Au Québec, cette propension à vouloir monter des projets sur la seule foi de la notoriété de ses vedettes est aussi mise à rude épreuve sur le plan des résultats. L'an dernier, Piché - Entre ciel et terre fut la seule production à vocation populaire à avoir «livré la marchandise». Les trois premiers mois de l'année 2011 ne sont guère plus reluisants à cet égard. Funkytown mis à part, vu par près de 150 000 spectateurs, les autres «locomotives» du cinéma québécois n'ont pas vraiment pu tirer le train. Angle mort et French Kiss ont, à eux deux, à peine attiré 70 000 spectateurs. En attendant les superproductions estivales (Gerry, Le sens de l'humour, Starbuck, etc.), tous les yeux se tournent maintenant vers Frisson des collines, une chronique d'époque, réalisée par Richard Roy, dont l'une des têtes d'affiche est Guillaume Lemay-Thivierge. Le printemps sera-t-il placé sous de meilleurs auspices? On le souhaite.

De très bonnes nouvelles

Le conseil d'administration du Cinéma Parallèle tiendra ce matin à 11 h une importante conférence de presse à laquelle participeront notamment la ministre de la Culture du Québec Christine St-Pierre, le maire de Montréal Gérald Tremblay, le mécène Daniel Langlois, de même que d'autres intervenants de l'industrie du cinéma.

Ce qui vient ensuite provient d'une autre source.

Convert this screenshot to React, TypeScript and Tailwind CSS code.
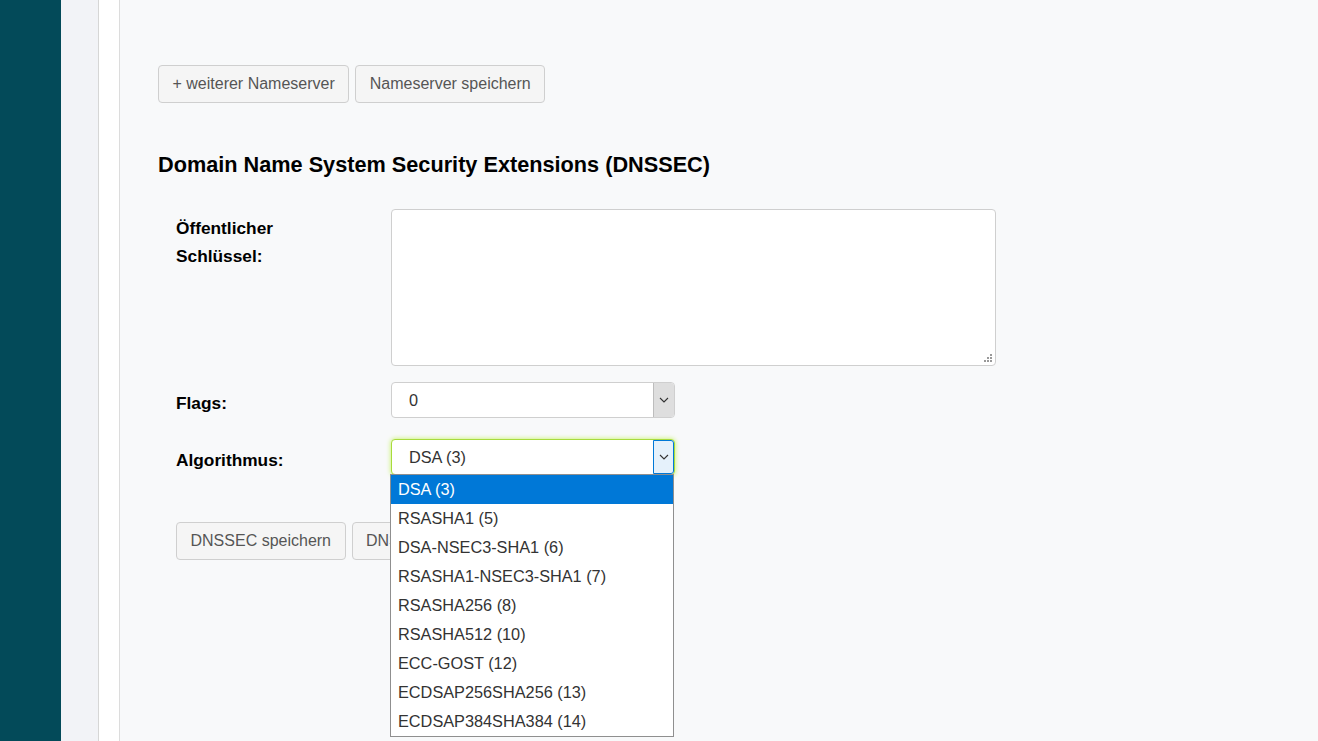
import React from 'react';

const algorithms = [
  'DSA (3)',
  'RSASHA1 (5)',
  'DSA-NSEC3-SHA1 (6)',
  'RSASHA1-NSEC3-SHA1 (7)',
  'RSASHA256 (8)',
  'RSASHA512 (10)',
  'ECC-GOST (12)',
  'ECDSAP256SHA256 (13)',
  'ECDSAP384SHA384 (14)',
];

function Chevron() {
  return (
    <svg width="10" height="6" viewBox="0 0 10 6" fill="none">
      <path d="M1 1l4 4 4-4" stroke="#333" strokeWidth="1.1" />
    </svg>
  );
}

function Button({ children }: { children: React.ReactNode }) {
  return (
    <button className="h-[38px] px-[13.5px] rounded-[4px] border border-[#cfcfcf] bg-[#f5f5f5] text-[16px] text-[#555] leading-none">
      {children}
    </button>
  );
}

export default function App() {
  return (
    <div
      className="flex h-[741px] w-full overflow-hidden bg-[#f8f9fa]"
      style={{ fontFamily: '"Liberation Sans", Arial, sans-serif' }}
    >
      {/* Sidebar */}
      <div className="w-[61px] shrink-0 bg-[#034a59]" />
      <div className="w-[38px] shrink-0 bg-[#f2f3f7] border-r border-[#d6d6d6]" />
      <div className="w-[21px] shrink-0 bg-white border-r border-[#dcdcdc]" />

      {/* Main */}
      <main className="flex-1 pl-[38px] pt-[65px]">
        <div className="flex gap-[6px]">
          <Button>+ weiterer Nameserver</Button>
          <Button>Nameserver speichern</Button>
        </div>

        <h2 className="mt-[49px] text-[21.7px] font-bold text-black leading-[26px]">
          Domain Name System Security Extensions (DNSSEC)
        </h2>

        <div className="pl-[18px] mt-[31px]">
          {/* Public key */}
          <div className="flex">
            <label className="w-[215px] pt-[5px] text-[17.3px] font-bold text-black leading-[28px]">
              Öffentlicher
              <br />
              Schlüssel:
            </label>
            <div className="relative">
              <textarea className="block w-[605px] h-[157px] resize-none rounded-[4px] border border-[#cfcfcf] bg-white outline-none" />
              <div className="absolute right-[4px] bottom-[4px] grid grid-cols-3 gap-[1px]">
                <span />
                <span />
                <span className="w-[2px] h-[2px] bg-[#999]" />
                <span />
                <span className="w-[2px] h-[2px] bg-[#999]" />
                <span className="w-[2px] h-[2px] bg-[#999]" />
                <span className="w-[2px] h-[2px] bg-[#999]" />
                <span className="w-[2px] h-[2px] bg-[#999]" />
                <span className="w-[2px] h-[2px] bg-[#999]" />
              </div>
            </div>
          </div>

          {/* Flags */}
          <div className="flex mt-[16px]">
            <label className="w-[215px] pt-[7px] text-[17.3px] font-bold text-black leading-[28px]">
              Flags:
            </label>
            <div className="flex w-[284px] h-[36px] rounded-[4px] border border-[#cfcfcf] bg-white overflow-hidden">
              <div className="flex-1 flex items-center pl-[17px] text-[16.3px] text-[#333]">0</div>
              <div className="w-[21px] flex items-center justify-center bg-[#dedede] border-l border-[#bdbdbd]">
                <Chevron />
              </div>
            </div>
          </div>

          {/* Algorithm */}
          <div className="flex mt-[21px]">
            <label className="w-[215px] pt-[7px] text-[17.3px] font-bold text-black leading-[28px]">
              Algorithmus:
            </label>
            <div className="relative">
              <div className="flex w-[284px] h-[36px] rounded-[4px] border border-[#a8dc3c] bg-white shadow-[0_0_5px_#c2f25a]">
                <div className="flex-1 flex items-center pl-[17px] text-[16.3px] text-[#333]">DSA (3)</div>
                <div className="w-[21px] flex items-center justify-center bg-[#e5f1fb] border border-[#0078d7] rounded-r-[3px]">
                  <Chevron />
                </div>
              </div>

              {/* Open option list */}
              <ul className="absolute left-[-1px] top-[35px] z-10 w-[284px] border border-[#8f8f8f] bg-white py-0">
                {algorithms.map((a, i) => (
                  <li
                    key={a}
                    className={`h-[29px] flex items-center pl-[7px] text-[16.3px] ${
                      i === 0 ? 'bg-[#0078d7] text-white' : 'text-[#333]'
                    }`}
                  >
                    {a}
                  </li>
                ))}
              </ul>
            </div>
          </div>

          <div className="flex gap-[6px] mt-[47px]">
            <Button>DNSSEC speichern</Button>
            <Button>DNSSEC löschen</Button>
          </div>
        </div>
      </main>
    </div>
  );
}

De très bonnes nouvelles seraient annoncées à propos du retour imminent - et permanent - des deux autres salles de l'eXcentris à leur vocation cinématographique. Il serait aussi question des projets d'avenir envisagés pour le temple de la cinéphilie montréalaise. De nouveaux titres ajoutés récemment dans le calendrier des sorties de distributeurs spécialisés dans le cinéma international tendent à laisser croire que la période noire qu'ont dû traverser les admirateurs d'un cinéma plus exigeant pourrait peut-être tirer à sa fin. Ovation.